**Given request:**
Leave the pictures out. Return all other data exactly.
• • •
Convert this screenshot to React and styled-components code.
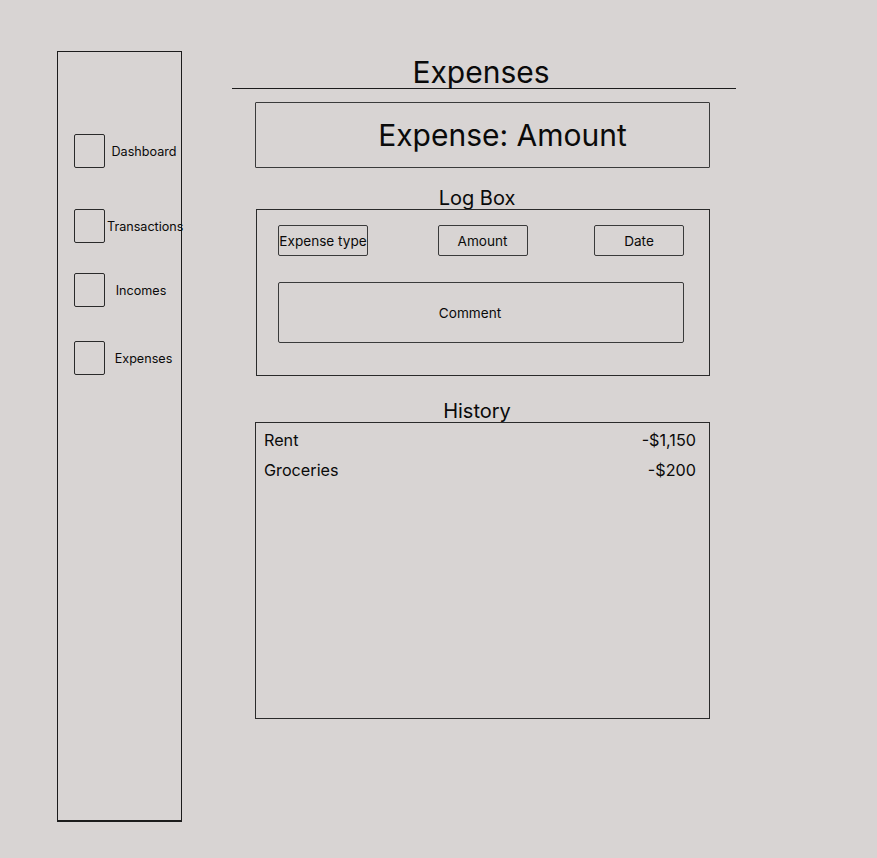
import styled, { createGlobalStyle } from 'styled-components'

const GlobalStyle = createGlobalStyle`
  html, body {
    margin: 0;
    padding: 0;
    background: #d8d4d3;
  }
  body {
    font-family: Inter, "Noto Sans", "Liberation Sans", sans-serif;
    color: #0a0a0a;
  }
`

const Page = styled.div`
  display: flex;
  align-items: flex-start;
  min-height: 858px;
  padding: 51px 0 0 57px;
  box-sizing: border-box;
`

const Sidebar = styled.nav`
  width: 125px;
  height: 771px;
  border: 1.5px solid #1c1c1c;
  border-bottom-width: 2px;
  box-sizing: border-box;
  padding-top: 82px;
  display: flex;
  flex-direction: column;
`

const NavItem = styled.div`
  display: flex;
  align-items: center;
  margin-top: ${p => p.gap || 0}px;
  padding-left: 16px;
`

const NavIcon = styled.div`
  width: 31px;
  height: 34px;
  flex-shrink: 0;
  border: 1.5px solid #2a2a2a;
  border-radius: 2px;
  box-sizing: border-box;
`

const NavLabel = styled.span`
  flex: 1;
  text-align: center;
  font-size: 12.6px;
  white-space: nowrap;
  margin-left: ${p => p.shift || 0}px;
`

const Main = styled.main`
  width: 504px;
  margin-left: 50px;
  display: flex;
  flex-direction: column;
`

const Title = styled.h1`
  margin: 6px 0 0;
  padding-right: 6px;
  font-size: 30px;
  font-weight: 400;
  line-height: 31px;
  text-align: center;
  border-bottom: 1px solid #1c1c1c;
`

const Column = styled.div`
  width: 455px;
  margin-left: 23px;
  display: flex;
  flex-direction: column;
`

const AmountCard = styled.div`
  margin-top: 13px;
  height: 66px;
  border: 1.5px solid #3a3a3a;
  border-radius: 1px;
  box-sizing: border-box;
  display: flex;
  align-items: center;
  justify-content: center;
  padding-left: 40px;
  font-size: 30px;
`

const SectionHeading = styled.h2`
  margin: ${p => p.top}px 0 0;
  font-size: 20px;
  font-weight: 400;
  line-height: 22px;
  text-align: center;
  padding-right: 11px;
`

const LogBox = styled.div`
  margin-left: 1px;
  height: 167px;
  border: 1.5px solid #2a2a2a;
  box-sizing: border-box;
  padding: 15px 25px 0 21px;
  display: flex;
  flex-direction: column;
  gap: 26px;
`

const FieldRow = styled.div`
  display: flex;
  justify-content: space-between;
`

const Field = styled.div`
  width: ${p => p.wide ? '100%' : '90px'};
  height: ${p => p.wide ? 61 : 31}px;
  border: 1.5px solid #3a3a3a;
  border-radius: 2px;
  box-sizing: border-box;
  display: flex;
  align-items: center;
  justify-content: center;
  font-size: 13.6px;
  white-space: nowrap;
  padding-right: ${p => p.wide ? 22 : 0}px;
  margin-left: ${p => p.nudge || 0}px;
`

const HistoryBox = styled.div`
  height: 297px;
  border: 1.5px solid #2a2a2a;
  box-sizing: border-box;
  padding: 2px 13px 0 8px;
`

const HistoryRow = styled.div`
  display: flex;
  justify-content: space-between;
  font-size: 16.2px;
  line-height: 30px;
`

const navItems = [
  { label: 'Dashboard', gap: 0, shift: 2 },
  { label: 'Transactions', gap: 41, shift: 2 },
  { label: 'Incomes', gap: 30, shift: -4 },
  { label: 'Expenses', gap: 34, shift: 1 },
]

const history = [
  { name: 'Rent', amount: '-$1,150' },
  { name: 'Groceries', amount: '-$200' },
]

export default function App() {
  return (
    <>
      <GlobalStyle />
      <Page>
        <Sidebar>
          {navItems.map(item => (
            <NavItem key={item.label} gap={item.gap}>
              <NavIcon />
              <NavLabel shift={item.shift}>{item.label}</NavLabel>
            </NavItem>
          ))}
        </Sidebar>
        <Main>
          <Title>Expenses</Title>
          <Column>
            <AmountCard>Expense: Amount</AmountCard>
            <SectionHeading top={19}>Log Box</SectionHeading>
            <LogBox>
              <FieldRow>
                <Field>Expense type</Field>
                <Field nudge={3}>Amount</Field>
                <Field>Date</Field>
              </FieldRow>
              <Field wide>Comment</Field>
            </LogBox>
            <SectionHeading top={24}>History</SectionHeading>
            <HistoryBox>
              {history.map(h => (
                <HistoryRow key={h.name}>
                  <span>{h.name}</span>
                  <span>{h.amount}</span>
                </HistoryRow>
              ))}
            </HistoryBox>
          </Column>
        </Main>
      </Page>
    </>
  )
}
• • •
**Written response:**
Convert this screenshot to React and styled-components code.
import styled, { createGlobalStyle } from 'styled-components'

const GlobalStyle = createGlobalStyle`
  html, body {
    margin: 0;
    padding: 0;
    background: #d8d4d3;
  }
  body {
    font-family: Inter, "Noto Sans", "Liberation Sans", sans-serif;
    color: #0a0a0a;
  }
`

const Page = styled.div`
  display: flex;
  align-items: flex-start;
  min-height: 858px;
  padding: 51px 0 0 57px;
  box-sizing: border-box;
`

const Sidebar = styled.nav`
  width: 125px;
  height: 771px;
  border: 1.5px solid #1c1c1c;
  border-bottom-width: 2px;
  box-sizing: border-box;
  padding-top: 82px;
  display: flex;
  flex-direction: column;
`

const NavItem = styled.div`
  display: flex;
  align-items: center;
  margin-top: ${p => p.gap || 0}px;
  padding-left: 16px;
`

const NavIcon = styled.div`
  width: 31px;
  height: 34px;
  flex-shrink: 0;
  border: 1.5px solid #2a2a2a;
  border-radius: 2px;
  box-sizing: border-box;
`

const NavLabel = styled.span`
  flex: 1;
  text-align: center;
  font-size: 12.6px;
  white-space: nowrap;
  margin-left: ${p => p.shift || 0}px;
`

const Main = styled.main`
  width: 504px;
  margin-left: 50px;
  display: flex;
  flex-direction: column;
`

const Title = styled.h1`
  margin: 6px 0 0;
  padding-right: 6px;
  font-size: 30px;
  font-weight: 400;
  line-height: 31px;
  text-align: center;
  border-bottom: 1px solid #1c1c1c;
`

const Column = styled.div`
  width: 455px;
  margin-left: 23px;
  display: flex;
  flex-direction: column;
`

const AmountCard = styled.div`
  margin-top: 13px;
  height: 66px;
  border: 1.5px solid #3a3a3a;
  border-radius: 1px;
  box-sizing: border-box;
  display: flex;
  align-items: center;
  justify-content: center;
  padding-left: 40px;
  font-size: 30px;
`

const SectionHeading = styled.h2`
  margin: ${p => p.top}px 0 0;
  font-size: 20px;
  font-weight: 400;
  line-height: 22px;
  text-align: center;
  padding-right: 11px;
`

const LogBox = styled.div`
  margin-left: 1px;
  height: 167px;
  border: 1.5px solid #2a2a2a;
  box-sizing: border-box;
  padding: 15px 25px 0 21px;
  display: flex;
  flex-direction: column;
  gap: 26px;
`

const FieldRow = styled.div`
  display: flex;
  justify-content: space-between;
`

const Field = styled.div`
  width: ${p => p.wide ? '100%' : '90px'};
  height: ${p => p.wide ? 61 : 31}px;
  border: 1.5px solid #3a3a3a;
  border-radius: 2px;
  box-sizing: border-box;
  display: flex;
  align-items: center;
  justify-content: center;
  font-size: 13.6px;
  white-space: nowrap;
  padding-right: ${p => p.wide ? 22 : 0}px;
  margin-left: ${p => p.nudge || 0}px;
`

const HistoryBox = styled.div`
  height: 297px;
  border: 1.5px solid #2a2a2a;
  box-sizing: border-box;
  padding: 2px 13px 0 8px;
`

const HistoryRow = styled.div`
  display: flex;
  justify-content: space-between;
  font-size: 16.2px;
  line-height: 30px;
`

const navItems = [
  { label: 'Dashboard', gap: 0, shift: 2 },
  { label: 'Transactions', gap: 41, shift: 2 },
  { label: 'Incomes', gap: 30, shift: -4 },
  { label: 'Expenses', gap: 34, shift: 1 },
]

const history = [
  { name: 'Rent', amount: '-$1,150' },
  { name: 'Groceries', amount: '-$200' },
]

export default function App() {
  return (
    <>
      <GlobalStyle />
      <Page>
        <Sidebar>
          {navItems.map(item => (
            <NavItem key={item.label} gap={item.gap}>
              <NavIcon />
              <NavLabel shift={item.shift}>{item.label}</NavLabel>
            </NavItem>
          ))}
        </Sidebar>
        <Main>
          <Title>Expenses</Title>
          <Column>
            <AmountCard>Expense: Amount</AmountCard>
            <SectionHeading top={19}>Log Box</SectionHeading>
            <LogBox>
              <FieldRow>
                <Field>Expense type</Field>
                <Field nudge={3}>Amount</Field>
                <Field>Date</Field>
              </FieldRow>
              <Field wide>Comment</Field>
            </LogBox>
            <SectionHeading top={24}>History</SectionHeading>
            <HistoryBox>
              {history.map(h => (
                <HistoryRow key={h.name}>
                  <span>{h.name}</span>
                  <span>{h.amount}</span>
                </HistoryRow>
              ))}
            </HistoryBox>
          </Column>
        </Main>
      </Page>
    </>
  )
}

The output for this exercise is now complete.